**COLLECTED MATERIAL**:
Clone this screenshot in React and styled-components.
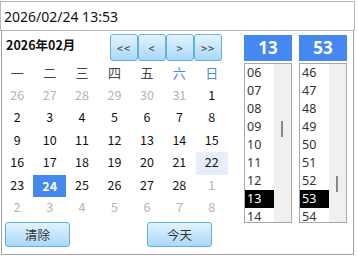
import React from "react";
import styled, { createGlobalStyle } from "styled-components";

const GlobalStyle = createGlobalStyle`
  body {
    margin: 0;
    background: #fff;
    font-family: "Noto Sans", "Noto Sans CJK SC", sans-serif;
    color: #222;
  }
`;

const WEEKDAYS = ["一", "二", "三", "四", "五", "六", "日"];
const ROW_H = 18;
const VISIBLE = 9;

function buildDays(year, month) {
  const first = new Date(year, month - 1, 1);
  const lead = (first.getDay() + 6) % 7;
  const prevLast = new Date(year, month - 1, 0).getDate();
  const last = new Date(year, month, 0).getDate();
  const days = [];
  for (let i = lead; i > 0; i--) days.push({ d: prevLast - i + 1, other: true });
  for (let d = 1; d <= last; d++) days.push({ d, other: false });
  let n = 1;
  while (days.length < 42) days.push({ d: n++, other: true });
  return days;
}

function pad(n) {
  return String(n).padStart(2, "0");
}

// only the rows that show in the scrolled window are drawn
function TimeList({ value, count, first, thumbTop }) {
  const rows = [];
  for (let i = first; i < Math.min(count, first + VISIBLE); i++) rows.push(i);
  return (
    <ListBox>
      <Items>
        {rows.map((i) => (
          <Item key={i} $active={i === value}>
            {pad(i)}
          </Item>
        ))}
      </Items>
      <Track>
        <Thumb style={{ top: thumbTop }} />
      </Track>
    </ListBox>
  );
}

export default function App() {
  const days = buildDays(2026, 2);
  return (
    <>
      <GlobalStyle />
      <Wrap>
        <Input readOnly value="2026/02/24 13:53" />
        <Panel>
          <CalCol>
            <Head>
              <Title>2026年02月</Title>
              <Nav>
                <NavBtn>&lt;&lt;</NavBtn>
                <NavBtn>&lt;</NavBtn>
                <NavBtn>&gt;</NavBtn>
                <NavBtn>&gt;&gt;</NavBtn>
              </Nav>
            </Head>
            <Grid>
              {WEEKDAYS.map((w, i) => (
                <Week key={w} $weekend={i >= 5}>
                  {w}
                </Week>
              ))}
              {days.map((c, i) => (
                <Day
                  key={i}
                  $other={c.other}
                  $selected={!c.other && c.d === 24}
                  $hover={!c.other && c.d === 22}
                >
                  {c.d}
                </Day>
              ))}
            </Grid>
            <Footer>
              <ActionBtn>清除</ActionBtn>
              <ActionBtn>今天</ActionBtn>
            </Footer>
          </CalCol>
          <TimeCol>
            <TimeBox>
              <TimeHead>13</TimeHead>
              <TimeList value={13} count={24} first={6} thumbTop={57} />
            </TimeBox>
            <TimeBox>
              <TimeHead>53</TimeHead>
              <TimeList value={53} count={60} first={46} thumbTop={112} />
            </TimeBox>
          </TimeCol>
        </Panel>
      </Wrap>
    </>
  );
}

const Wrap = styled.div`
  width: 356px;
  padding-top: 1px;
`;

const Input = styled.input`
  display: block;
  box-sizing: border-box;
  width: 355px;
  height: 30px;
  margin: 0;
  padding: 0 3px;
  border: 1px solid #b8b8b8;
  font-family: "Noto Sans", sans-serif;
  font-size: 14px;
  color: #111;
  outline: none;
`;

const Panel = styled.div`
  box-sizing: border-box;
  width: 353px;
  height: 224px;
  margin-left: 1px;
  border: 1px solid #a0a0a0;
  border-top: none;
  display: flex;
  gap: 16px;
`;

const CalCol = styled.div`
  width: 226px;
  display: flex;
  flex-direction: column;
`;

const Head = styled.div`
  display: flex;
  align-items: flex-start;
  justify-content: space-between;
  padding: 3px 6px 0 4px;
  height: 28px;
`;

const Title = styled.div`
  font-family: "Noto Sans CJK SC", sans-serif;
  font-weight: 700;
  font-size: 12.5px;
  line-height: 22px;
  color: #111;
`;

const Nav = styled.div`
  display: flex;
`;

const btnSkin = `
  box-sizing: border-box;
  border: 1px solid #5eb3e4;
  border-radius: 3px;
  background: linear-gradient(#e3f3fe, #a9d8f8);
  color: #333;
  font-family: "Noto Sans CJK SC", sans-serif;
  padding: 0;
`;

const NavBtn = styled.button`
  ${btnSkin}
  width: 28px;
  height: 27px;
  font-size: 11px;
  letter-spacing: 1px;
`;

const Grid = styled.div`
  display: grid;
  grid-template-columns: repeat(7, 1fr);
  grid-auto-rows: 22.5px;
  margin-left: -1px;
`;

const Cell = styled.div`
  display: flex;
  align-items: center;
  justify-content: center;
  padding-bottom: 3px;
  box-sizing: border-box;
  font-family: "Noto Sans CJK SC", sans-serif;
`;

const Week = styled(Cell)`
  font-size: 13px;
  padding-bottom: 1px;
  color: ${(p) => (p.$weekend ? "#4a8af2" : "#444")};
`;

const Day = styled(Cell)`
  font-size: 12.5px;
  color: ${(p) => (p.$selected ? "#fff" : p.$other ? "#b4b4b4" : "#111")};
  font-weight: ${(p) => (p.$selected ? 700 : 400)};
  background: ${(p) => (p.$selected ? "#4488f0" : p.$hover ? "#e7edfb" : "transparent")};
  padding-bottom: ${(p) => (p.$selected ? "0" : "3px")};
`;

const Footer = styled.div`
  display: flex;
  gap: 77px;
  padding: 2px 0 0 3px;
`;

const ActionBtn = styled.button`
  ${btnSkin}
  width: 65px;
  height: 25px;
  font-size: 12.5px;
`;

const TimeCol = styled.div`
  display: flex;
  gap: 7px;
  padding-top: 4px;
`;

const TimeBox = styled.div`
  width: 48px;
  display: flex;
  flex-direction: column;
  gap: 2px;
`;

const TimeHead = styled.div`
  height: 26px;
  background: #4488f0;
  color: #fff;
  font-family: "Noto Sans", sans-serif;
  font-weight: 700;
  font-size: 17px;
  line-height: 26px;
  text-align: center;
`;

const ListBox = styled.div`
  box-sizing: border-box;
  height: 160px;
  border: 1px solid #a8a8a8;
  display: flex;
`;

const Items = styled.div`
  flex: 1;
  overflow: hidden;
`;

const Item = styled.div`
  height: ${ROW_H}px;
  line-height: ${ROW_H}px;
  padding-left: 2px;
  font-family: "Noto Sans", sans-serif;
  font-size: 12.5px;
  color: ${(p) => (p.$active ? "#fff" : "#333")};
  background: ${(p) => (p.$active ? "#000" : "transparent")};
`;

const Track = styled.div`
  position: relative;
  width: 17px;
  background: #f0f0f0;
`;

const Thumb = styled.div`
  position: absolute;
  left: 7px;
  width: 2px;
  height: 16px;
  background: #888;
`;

**PROBLEM TO SOLVE**: Leave the pictures out, and print every line of the listing exactly as written.

**TASK OUTPUT**:
Clone this screenshot in React and styled-components.
import React from "react";
import styled, { createGlobalStyle } from "styled-components";

const GlobalStyle = createGlobalStyle`
  body {
    margin: 0;
    background: #fff;
    font-family: "Noto Sans", "Noto Sans CJK SC", sans-serif;
    color: #222;
  }
`;

const WEEKDAYS = ["一", "二", "三", "四", "五", "六", "日"];
const ROW_H = 18;
const VISIBLE = 9;

function buildDays(year, month) {
  const first = new Date(year, month - 1, 1);
  const lead = (first.getDay() + 6) % 7;
  const prevLast = new Date(year, month - 1, 0).getDate();
  const last = new Date(year, month, 0).getDate();
  const days = [];
  for (let i = lead; i > 0; i--) days.push({ d: prevLast - i + 1, other: true });
  for (let d = 1; d <= last; d++) days.push({ d, other: false });
  let n = 1;
  while (days.length < 42) days.push({ d: n++, other: true });
  return days;
}

function pad(n) {
  return String(n).padStart(2, "0");
}

// only the rows that show in the scrolled window are drawn
function TimeList({ value, count, first, thumbTop }) {
  const rows = [];
  for (let i = first; i < Math.min(count, first + VISIBLE); i++) rows.push(i);
  return (
    <ListBox>
      <Items>
        {rows.map((i) => (
          <Item key={i} $active={i === value}>
            {pad(i)}
          </Item>
        ))}
      </Items>
      <Track>
        <Thumb style={{ top: thumbTop }} />
      </Track>
    </ListBox>
  );
}

export default function App() {
  const days = buildDays(2026, 2);
  return (
    <>
      <GlobalStyle />
      <Wrap>
        <Input readOnly value="2026/02/24 13:53" />
        <Panel>
          <CalCol>
            <Head>
              <Title>2026年02月</Title>
              <Nav>
                <NavBtn>&lt;&lt;</NavBtn>
                <NavBtn>&lt;</NavBtn>
                <NavBtn>&gt;</NavBtn>
                <NavBtn>&gt;&gt;</NavBtn>
              </Nav>
            </Head>
            <Grid>
              {WEEKDAYS.map((w, i) => (
                <Week key={w} $weekend={i >= 5}>
                  {w}
                </Week>
              ))}
              {days.map((c, i) => (
                <Day
                  key={i}
                  $other={c.other}
                  $selected={!c.other && c.d === 24}
                  $hover={!c.other && c.d === 22}
                >
                  {c.d}
                </Day>
              ))}
            </Grid>
            <Footer>
              <ActionBtn>清除</ActionBtn>
              <ActionBtn>今天</ActionBtn>
            </Footer>
          </CalCol>
          <TimeCol>
            <TimeBox>
              <TimeHead>13</TimeHead>
              <TimeList value={13} count={24} first={6} thumbTop={57} />
            </TimeBox>
            <TimeBox>
              <TimeHead>53</TimeHead>
              <TimeList value={53} count={60} first={46} thumbTop={112} />
            </TimeBox>
          </TimeCol>
        </Panel>
      </Wrap>
    </>
  );
}

const Wrap = styled.div`
  width: 356px;
  padding-top: 1px;
`;

const Input = styled.input`
  display: block;
  box-sizing: border-box;
  width: 355px;
  height: 30px;
  margin: 0;
  padding: 0 3px;
  border: 1px solid #b8b8b8;
  font-family: "Noto Sans", sans-serif;
  font-size: 14px;
  color: #111;
  outline: none;
`;

const Panel = styled.div`
  box-sizing: border-box;
  width: 353px;
  height: 224px;
  margin-left: 1px;
  border: 1px solid #a0a0a0;
  border-top: none;
  display: flex;
  gap: 16px;
`;

const CalCol = styled.div`
  width: 226px;
  display: flex;
  flex-direction: column;
`;

const Head = styled.div`
  display: flex;
  align-items: flex-start;
  justify-content: space-between;
  padding: 3px 6px 0 4px;
  height: 28px;
`;

const Title = styled.div`
  font-family: "Noto Sans CJK SC", sans-serif;
  font-weight: 700;
  font-size: 12.5px;
  line-height: 22px;
  color: #111;
`;

const Nav = styled.div`
  display: flex;
`;

const btnSkin = `
  box-sizing: border-box;
  border: 1px solid #5eb3e4;
  border-radius: 3px;
  background: linear-gradient(#e3f3fe, #a9d8f8);
  color: #333;
  font-family: "Noto Sans CJK SC", sans-serif;
  padding: 0;
`;

const NavBtn = styled.button`
  ${btnSkin}
  width: 28px;
  height: 27px;
  font-size: 11px;
  letter-spacing: 1px;
`;

const Grid = styled.div`
  display: grid;
  grid-template-columns: repeat(7, 1fr);
  grid-auto-rows: 22.5px;
  margin-left: -1px;
`;

const Cell = styled.div`
  display: flex;
  align-items: center;
  justify-content: center;
  padding-bottom: 3px;
  box-sizing: border-box;
  font-family: "Noto Sans CJK SC", sans-serif;
`;

const Week = styled(Cell)`
  font-size: 13px;
  padding-bottom: 1px;
  color: ${(p) => (p.$weekend ? "#4a8af2" : "#444")};
`;

const Day = styled(Cell)`
  font-size: 12.5px;
  color: ${(p) => (p.$selected ? "#fff" : p.$other ? "#b4b4b4" : "#111")};
  font-weight: ${(p) => (p.$selected ? 700 : 400)};
  background: ${(p) => (p.$selected ? "#4488f0" : p.$hover ? "#e7edfb" : "transparent")};
  padding-bottom: ${(p) => (p.$selected ? "0" : "3px")};
`;

const Footer = styled.div`
  display: flex;
  gap: 77px;
  padding: 2px 0 0 3px;
`;

const ActionBtn = styled.button`
  ${btnSkin}
  width: 65px;
  height: 25px;
  font-size: 12.5px;
`;

const TimeCol = styled.div`
  display: flex;
  gap: 7px;
  padding-top: 4px;
`;

const TimeBox = styled.div`
  width: 48px;
  display: flex;
  flex-direction: column;
  gap: 2px;
`;

const TimeHead = styled.div`
  height: 26px;
  background: #4488f0;
  color: #fff;
  font-family: "Noto Sans", sans-serif;
  font-weight: 700;
  font-size: 17px;
  line-height: 26px;
  text-align: center;
`;

const ListBox = styled.div`
  box-sizing: border-box;
  height: 160px;
  border: 1px solid #a8a8a8;
  display: flex;
`;

const Items = styled.div`
  flex: 1;
  overflow: hidden;
`;

const Item = styled.div`
  height: ${ROW_H}px;
  line-height: ${ROW_H}px;
  padding-left: 2px;
  font-family: "Noto Sans", sans-serif;
  font-size: 12.5px;
  color: ${(p) => (p.$active ? "#fff" : "#333")};
  background: ${(p) => (p.$active ? "#000" : "transparent")};
`;

const Track = styled.div`
  position: relative;
  width: 17px;
  background: #f0f0f0;
`;

const Thumb = styled.div`
  position: absolute;
  left: 7px;
  width: 2px;
  height: 16px;
  background: #888;
`;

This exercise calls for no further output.